Tuesday, July 7, 2009

Neverland Raunch

Excerpted from Not My Opinion, The Ticker Online, copyright 2009

I'm stuck in neutral on this man-child.

He was equally stunning as an entertainer and as one hideous human being. And I not only could be wrong on either or both counts, the noisies on either side of the commentary might be, too.

The denial on both sides is tearing at the unknowable truth somewhere in the center, and it's feeding a social tsunami that is sweeping up all sorts of flotsam. That center is so gray, one cannot use it to adequately justify the ends. One could see the showmanship, hear the musical talent, then also see the physical morphing into what no one calls a butterfly. And what filtered through the courtroom is a private life that--due to the magic of massive payoffs--will never be known in truth. The two questions that define every element of what was his life on this earth are: how? and why? Expand on those questions at will; everyone else is.

Between those who were into him for every coin they could extract from his actions on-stage and in private, and those who genuinely loved him and battled to steer him along a path of clean-as-a-whistle greatness, the whole story has turned into one of hey-what-about-me and some-of-this-is-about-me. What makes this large is not Michael Jackson, the one-and-only human being, but the swarm attaching itself to him.

Care to guess how many are showing up to the funeral just because it's an event?

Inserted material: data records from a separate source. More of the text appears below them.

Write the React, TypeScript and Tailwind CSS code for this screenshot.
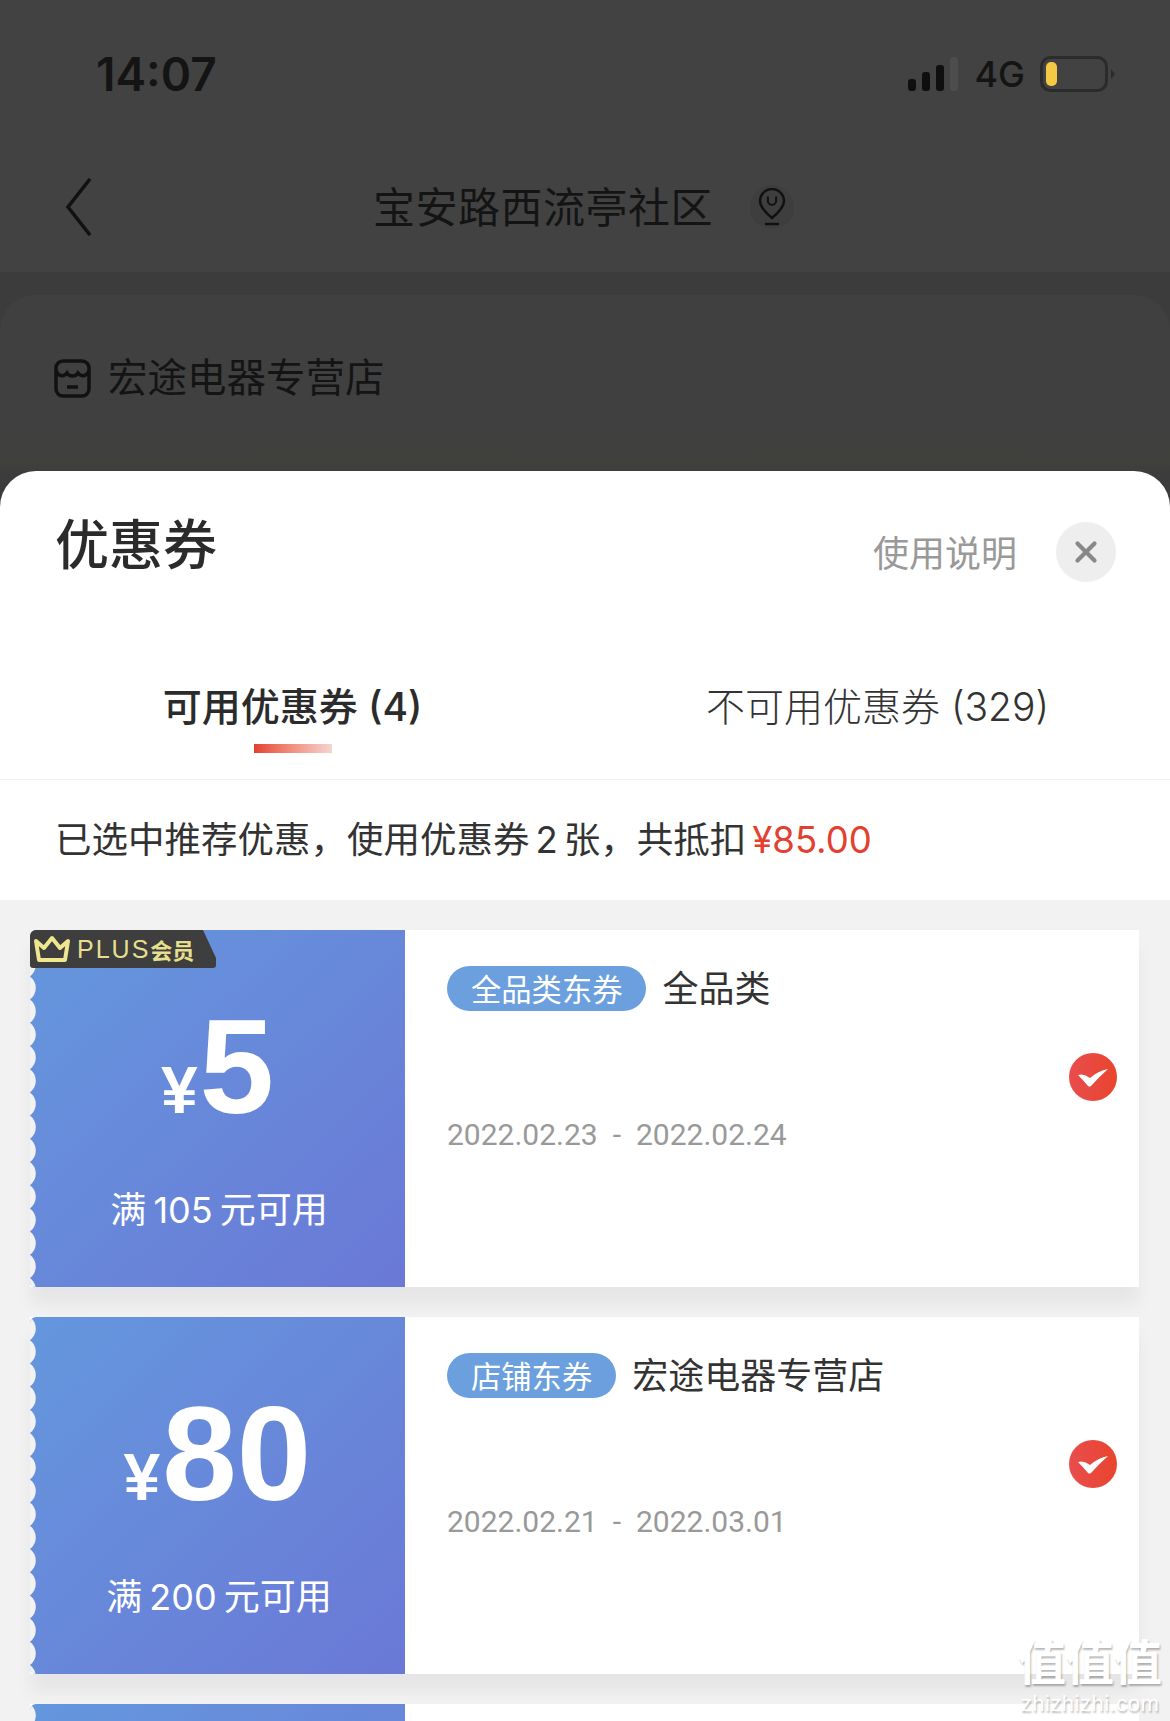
import { X } from "lucide-react";

const cjk = "font-['Inter','Noto_Sans_CJK_SC',sans-serif]";

type Coupon = {
  amount: string;
  limit: string;
  tag: string;
  scope: string;
  start: string;
  end: string;
  plus?: boolean;
};

const coupons: Coupon[] = [
  {
    amount: "5",
    limit: "105",
    tag: "全品类东券",
    scope: "全品类",
    start: "2022.02.23",
    end: "2022.02.24",
    plus: true,
  },
  {
    amount: "80",
    limit: "200",
    tag: "店铺东券",
    scope: "宏途电器专营店",
    start: "2022.02.21",
    end: "2022.03.01",
  },
];

// gray bites along the left edge of the blue panel
const Scallops = () => {
  let d = "";
  for (let i = 0; i < 16; i++) {
    const y = i * 23.2;
    d += `M0 ${y} A14.5 14.5 0 0 1 0 ${y + 23.2} Z `;
  }
  return (
    <svg width="7" height="372" viewBox="0 0 7 372" className="absolute left-0 top-0">
      <path d={d} fill="#f2f2f2" />
    </svg>
  );
};

const PlusBadge = () => (
  <div className="absolute left-0 top-0 flex h-[38px] w-[186px] items-center rounded-b-[3px] bg-[#3e3e3e] pl-[3px] [clip-path:polygon(0_0,173px_0,186px_28px,186px_38px,0_38px)]">
    <svg width="38" height="28" viewBox="0 0 38 28" fill="none" stroke="#efe78f" strokeWidth="4" strokeLinejoin="round">
      <path d="M3 6l8 7 8-10 8 10 8-7-3 19H6z" />
    </svg>
    <span className="ml-[6px] font-['Liberation_Sans',sans-serif] text-[25px] leading-none tracking-[2px] text-[#e6df8d]">
      PLUS
    </span>
    <span className="font-['Noto_Sans_CJK_SC',sans-serif] text-[22px] font-bold leading-none text-[#e6df8d]">
      会员
    </span>
  </div>
);

const CheckBadge = () => (
  <div className="flex h-[48px] w-[48px] items-center justify-center rounded-full bg-gradient-to-r from-[#e94c4c] to-[#e8452c]">
    <svg width="48" height="48" viewBox="0 0 48 48" fill="#fff">
      <path d="M9 22Q15 20 21 25Q29 18 39 16Q30 24 22 33Q20 34 19 33Q14 27 9 22z" />
    </svg>
  </div>
);

const CouponCard = ({ amount, limit, tag, scope, start, end, plus }: Coupon) => (
  <div className="flex h-[357px] shrink-0 bg-white shadow-[0_18px_16px_rgba(0,0,0,0.05)]">
    <div className="relative flex w-[375px] shrink-0 flex-col items-center overflow-hidden rounded-l-[6px] bg-gradient-to-br from-[#6497dd] to-[#6a78d6] pt-[70px] text-white">
      <Scallops />
      {plus && <PlusBadge />}
      <div className="flex items-baseline gap-[2px] font-['Liberation_Sans',sans-serif] font-bold">
        <span className="text-[66px] leading-none">¥</span>
        <span className="text-[134px] leading-none">{amount}</span>
      </div>
      <p className={`${cjk} ml-[3px] mt-[58px] flex text-[36px] leading-none`}>
        <span>满</span>
        <span className="mx-[7px]">{limit}</span>
        <span>元可用</span>
      </p>
    </div>
    <div className="flex flex-1 items-start justify-between pl-[42px] pr-[22px]">
      <div className="pt-[36px]">
        <div className="flex items-center gap-[16px]">
          <span className={`${cjk} flex h-[45px] items-center rounded-full bg-[#6b9fdd] px-[24px] pt-[3px] text-[30.3px] leading-none text-white`}>
            {tag}
          </span>
          <span className={`${cjk} pt-[1px] text-[36px] leading-none text-[#333]`}>{scope}</span>
        </div>
        <p className="mt-[109px] flex gap-[15px] font-['Roboto',sans-serif] text-[30px] leading-none text-[#999]">
          <span>{start}</span>
          <span>-</span>
          <span>{end}</span>
        </p>
      </div>
      <div className="mt-[123px]">
        <CheckBadge />
      </div>
    </div>
  </div>
);

const App = () => {
  return (
    <div className={`${cjk} relative h-[1721px] w-[1170px] overflow-hidden bg-[#3c3c3c]`}>
      {/* Dimmed page behind the sheet */}
      <div className="flex h-[471px] flex-col text-[#141414]">
        <div className="flex h-[148px] items-center justify-between bg-[#424242] pl-[96px] pr-[54px]">
          <span className="text-[46px] font-semibold leading-none">14:07</span>
          <div className="flex items-center">
            <svg width="52" height="34" viewBox="0 0 52 34" fill="#0f0f0f">
              <rect x="1" y="22" width="8" height="12" rx="3" />
              <rect x="15" y="15" width="8" height="19" rx="3" />
              <rect x="29" y="8" width="8" height="26" rx="3" />
              <rect x="43" y="0" width="8" height="34" rx="3" fill="#4d4d4d" />
            </svg>
            <span className="ml-[15px] text-[36px] font-medium leading-none">4G</span>
            <svg width="76" height="36" viewBox="0 0 76 36" fill="none" className="ml-[15px]">
              <rect x="1.500" y="1.500" width="65" height="33" rx="9" stroke="#2b2b2b" strokeWidth="3" />
              <rect x="6" y="6" width="11" height="24" rx="5" fill="#f6c945" />
              <path d="M71 13l4 5-4 5z" fill="#2b2b2b" />
            </svg>
          </div>
        </div>

        <div className="flex h-[124px] items-start bg-[#424242] pl-[65px] pt-[30px]">
          <svg width="27" height="58" viewBox="0 0 27 58" fill="none" stroke="#111" strokeWidth="3.500" className="shrink-0">
            <path d="M25 1L3 29l22 28" />
          </svg>
          <span className="ml-[281px] mt-[9px] text-[42px] leading-none tracking-[0.5px]">宝安路西流亭社区</span>
          <div className="ml-[37px] mt-[7px] flex h-[44px] w-[44px] items-center justify-center rounded-full bg-[#3e3e3e]">
            <svg width="28" height="38" viewBox="0 0 28 38" fill="none" stroke="#111" strokeWidth="2.500" strokeLinecap="round">
              <path d="M14 30C8 25 2 19 2 13a12 12 0 0 1 24 0c0 6-6 12-12 17z" />
              <path d="M9 9v4a5 5 0 0 0 10 0V9" transform="translate(2.500 2) scale(.82)" />
              <path d="M8 36h12" />
            </svg>
          </div>
        </div>

        <div className="mt-[23px] flex-1 rounded-t-[36px] bg-gradient-to-b from-[#404040] from-80% to-[#3f3f3a] pl-[54px] pt-[64px]">
          <div className="flex items-center">
            <svg width="37" height="39" viewBox="0 0 37 39" fill="none" stroke="#111" strokeWidth="3.500">
              <rect x="2" y="2" width="33" height="35" rx="7" />
              <path d="M2 12c3 6 8 6 11 2 2 4 9 4 11 0 3 4 8 4 11-2" />
              <path d="M13 28h11" />
            </svg>
            <span className="ml-[17px] text-[39.5px] leading-none">宏途电器专营店</span>
          </div>
        </div>
      </div>

      {/* Coupon sheet */}
      <div className="flex h-[1250px] flex-col overflow-hidden rounded-t-[36px] bg-white">
        <div className="flex h-[150px] shrink-0 items-start justify-between pl-[55px] pr-[54px]">
          <h1 className="mt-[48px] text-[54px] font-medium leading-none text-[#2b2b2b]">优惠券</h1>
          <div className="mt-[51px] flex items-center gap-[39px]">
            <span className="mt-[3px] text-[36px] leading-none text-[#999]">使用说明</span>
            <div className="flex h-[60px] w-[60px] items-center justify-center rounded-full bg-[#eeeeee]">
              <X size={34} strokeWidth={3} color="#888" />
            </div>
          </div>
        </div>

        <div className="grid h-[159px] shrink-0 grid-cols-2 border-b border-[#f3f3f3]">
          <div className="flex flex-col items-center pt-[66px]">
            <span className="text-[39px] font-medium leading-none text-[#2b2b2b]">可用优惠券 (4)</span>
            <div className="mt-[18px] h-[9px] w-[78px] bg-gradient-to-r from-[#e23f2d] to-[#f4d5d1]" />
          </div>
          <div className="flex justify-center pt-[66px]">
            <span className="text-[39px] font-light leading-none text-[#333]">不可用优惠券 (329)</span>
          </div>
        </div>

        <div className="flex h-[120px] shrink-0 items-center pl-[55px] text-[36.5px] leading-none text-[#333]">
          <span>已选中推荐优惠，使用优惠券</span>
          <span className="mx-[6px]">2</span>
          <span>张，共抵扣</span>
          <span className="ml-[6px] text-[#e2412f]">¥85.00</span>
        </div>

        <div className="flex flex-1 flex-col gap-[30px] overflow-hidden bg-[#f2f2f2] pl-[30px] pr-[31px] pt-[30px]">
          {coupons.map((c) => (
            <CouponCard key={c.amount} {...c} />
          ))}
          <div className="flex h-[357px] shrink-0 bg-white">
            <div className="relative w-[375px] shrink-0 overflow-hidden rounded-l-[6px] bg-gradient-to-br from-[#6497dd] to-[#6a78d6]">
              <Scallops />
            </div>
          </div>
        </div>
      </div>

      {/* Site watermark */}
      <div className="absolute bottom-[6px] right-[8px] flex flex-col items-center text-white [text-shadow:1px_2px_2px_rgba(0,0,0,0.28)]">
        <span className="text-[48px] font-bold leading-none">值值值</span>
        <span className="mt-[6px] font-['Liberation_Sans',sans-serif] text-[22px] leading-none tracking-[0.5px]">zhizhizhi.com</span>
      </div>
    </div>
  );
};

export default App;
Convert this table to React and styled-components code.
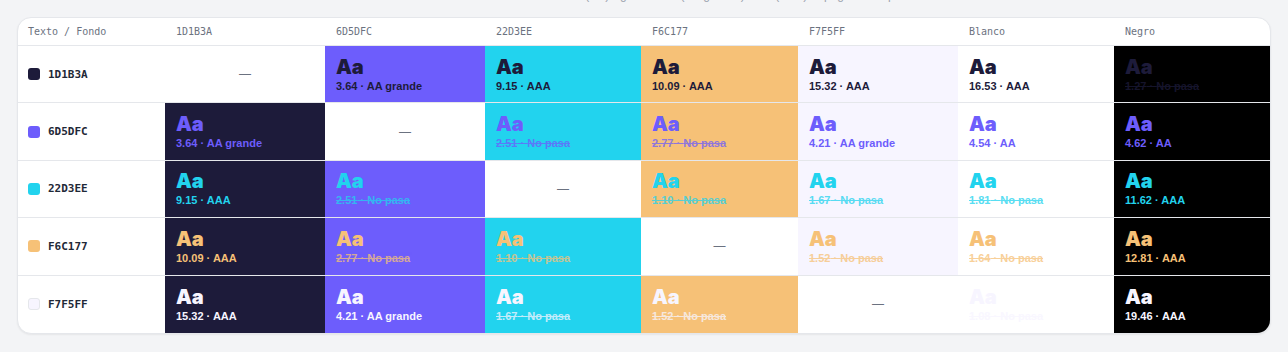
import React from 'react';
import styled, { createGlobalStyle } from 'styled-components';

const GlobalStyle = createGlobalStyle`
  html, body {
    margin: 0;
    padding: 0;
    background: #f3f4f6;
    font-family: 'Liberation Sans', Arial, sans-serif;
  }

  *, *:before, *:after {
    box-sizing: border-box;
  }
`;

const Page = styled.div`
  padding: 0 17px 17px;
  overflow: hidden;
`;

const Caption = styled.p`
  margin: -13px 0 14px;
  height: 16px;
  line-height: 16px;
  text-align: center;
  font-size: 12px;
  color: #9ca3af;
`;

const Card = styled.div`
  background: #ffffff;
  border: 1px solid #e5e7eb;
  border-radius: 14px;
  overflow: hidden;
  box-shadow: 0 1px 2px rgba(0, 0, 0, 0.06);
`;

const Grid = styled.div`
  display: grid;
  grid-template-columns: 147px 160px 160px 156px 157px 160px 156px 1fr;
`;

const HeadCell = styled.div`
  height: 28px;
  display: flex;
  align-items: center;
  font-family: 'DejaVu Sans Mono', 'Liberation Mono', monospace;
  font-size: 10px;
  color: #6b7280;
  border-bottom: 1px solid #e5e7eb;
  padding: 0 10px 0 ${p => (p.$first ? '10px' : '11px')};
`;

const RowLabel = styled.div`
  height: 57.4px;
  padding: 0 10px;
  display: flex;
  align-items: center;
  gap: 8px;
  font-family: 'DejaVu Sans Mono', 'Liberation Mono', monospace;
  font-size: 11px;
  font-weight: 600;
  color: #1f2937;
  border-bottom: ${p => (p.$last ? 'none' : '1px solid #e5e7eb')};
`;

const Swatch = styled.span`
  width: 12px;
  height: 12px;
  border-radius: 3px;
  flex-shrink: 0;
  background: ${p => p.$color};
  border: ${p => (p.$light ? '1px solid #e5e7eb' : 'none')};
`;

const Cell = styled.div`
  height: 57.4px;
  padding: 0 11px;
  display: flex;
  flex-direction: column;
  justify-content: center;
  background: ${p => p.$bg};
  color: ${p => p.$fg};
  border-bottom: ${p => (p.$last ? 'none' : '1px solid #e5e7eb')};
`;

const EmptyCell = styled(Cell)`
  align-items: center;
  font-size: 12px;
  color: #6b7280;
`;

const Sample = styled.span`
  font-family: Inter, 'Liberation Sans', sans-serif;
  font-size: 20px;
  font-weight: 900;
  line-height: 22px;
  letter-spacing: -0.2px;
`;

const Ratio = styled.span`
  margin-top: 1px;
  font-size: 11px;
  font-weight: 700;
  line-height: 14px;
  white-space: nowrap;
  text-decoration: ${p => (p.$fail ? 'line-through' : 'none')};
  opacity: ${p => (p.$fail ? 0.75 : 1)};
`;

const textColors = ['1D1B3A', '6D5DFC', '22D3EE', 'F6C177', 'F7F5FF'];

const backgrounds = [
  { name: '1D1B3A', hex: '#1D1B3A' },
  { name: '6D5DFC', hex: '#6D5DFC' },
  { name: '22D3EE', hex: '#22D3EE' },
  { name: 'F6C177', hex: '#F6C177' },
  { name: 'F7F5FF', hex: '#F7F5FF' },
  { name: 'Blanco', hex: '#FFFFFF' },
  { name: 'Negro', hex: '#000000' },
];

const luminance = (hex) => {
  const h = hex.replace('#', '');
  const [r, g, b] = [0, 2, 4].map(i => {
    const c = parseInt(h.slice(i, i + 2), 16) / 255;
    return c <= 0.03928 ? c / 12.92 : Math.pow((c + 0.055) / 1.055, 2.4);
  });
  return 0.2126 * r + 0.7152 * g + 0.0722 * b;
};

const contrast = (a, b) => {
  const l1 = luminance(a);
  const l2 = luminance(b);
  return (Math.max(l1, l2) + 0.05) / (Math.min(l1, l2) + 0.05);
};

const rating = (ratio) => {
  if (ratio >= 7) return 'AAA';
  if (ratio >= 4.5) return 'AA';
  if (ratio >= 3) return 'AA grande';
  return 'No pasa';
};

const App = () => {
  return (
    <>
      <GlobalStyle />
      <Page>
        <Caption>Contraste WCAG 2.1 · texto normal ≥ 4.5 (AA) · grande ≥ 3 (AA grande) · ≥ 7 (AAA) · tipografía de prueba</Caption>
        <Card>
          <Grid>
            <HeadCell $first>Texto / Fondo</HeadCell>
            {backgrounds.map(bg => (
              <HeadCell key={bg.name}>{bg.name}</HeadCell>
            ))}

            {textColors.map((text, rowIndex) => {
              const fg = `#${text}`;
              const last = rowIndex === textColors.length - 1;
              return (
                <React.Fragment key={text}>
                  <RowLabel $last={last}>
                    <Swatch $color={fg} $light={text === 'F7F5FF'} />
                    {text}
                  </RowLabel>
                  {backgrounds.map(bg => {
                    if (bg.name === text) {
                      return (
                        <EmptyCell key={bg.name} $bg="#ffffff" $last={last}>—</EmptyCell>
                      );
                    }
                    const ratio = contrast(fg, bg.hex);
                    const label = rating(ratio);
                    return (
                      <Cell key={bg.name} $bg={bg.hex} $fg={fg} $last={last}>
                        <Sample>Aa</Sample>
                        <Ratio $fail={label === 'No pasa'}>
                          {ratio.toFixed(2)} · {label}
                        </Ratio>
                      </Cell>
                    );
                  })}
                </React.Fragment>
              );
            })}
          </Grid>
        </Card>
      </Page>
    </>
  );
};

export default App;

Care to guess how many fans are in denial of his depravity? Care to guess how many are either saddened he's gone through denial of the dark part of his life, or showing up to see off someone who they feel was a pervert who had it coming? And how many are sickened because they were either into him for a huge investment or see that their gravy train has made its final stop?

You can care or not care that he's gone. But the iceberg below is all those who are contributing to this Barnum-and-Bailey show that may melt one of these centuries. (I mixed metaphors on purpose, to reinforce my point.) We not only have to live among the herd, and likely never know what their individual standing really is in this, but it's impossible for this casual observer to tell if the real Michael Jackson is dead or alive. That could well be the real horror and sadness to this spectacle.


Saturday, May 16, 2009

Revealing My Shorts

A few notes that will not blossom into a column:

A tricky thing about Twitter: If you're not careful with your character count, you can accidentally announce to the world that you're a twit

Boston Marathon: 6 hours, 23 minutes, 19 seconds, unofficially. To start and finish while on foot and without stopping for gas is the prize to keep.

Regarding the Roger Clemens explanation that he's somehow a blood relative of his step-father: Irrespective of whether those were B-12 shots in the hindquarters, we know for certain there's an intellectual gulf between "rocket" and "rocket scientist".

School is like anything else in life: Just get on top of it, and the way is smooth. The whole point of it--great or gruesome--is to learn handy new angles on crawling over assorted roadblocks in your journey on this rock. I'm told that one may be stunned in later years to discover just how useful a semester of Slam-Dunk Glassblowing will prove to be. We'll see about that.

I've been asked for some kind of quick logo or graphic to make as my own, above and beyond the too-ancient smiley face. I came up with a signet-like blend of my initials that's well-suited to a medium felt-tip pen. It's an autograph or stamp that can be thrown down in a hasty moment, and it's unique. If I can figure out the little clicky things at the top of the control space, I might post an image of it sometime. Surely your life is not such a void that you'll have to leave a haunting begging message in all caps, true?

For newcomers: My column comes first. I'm not on Twitter or MySpace or FaceBook and intend to stay off. I have events and practices of import in my life not involving those three. What I already immerse myself in is quite enough, but I appreciate the purpose and function of the abovementioned.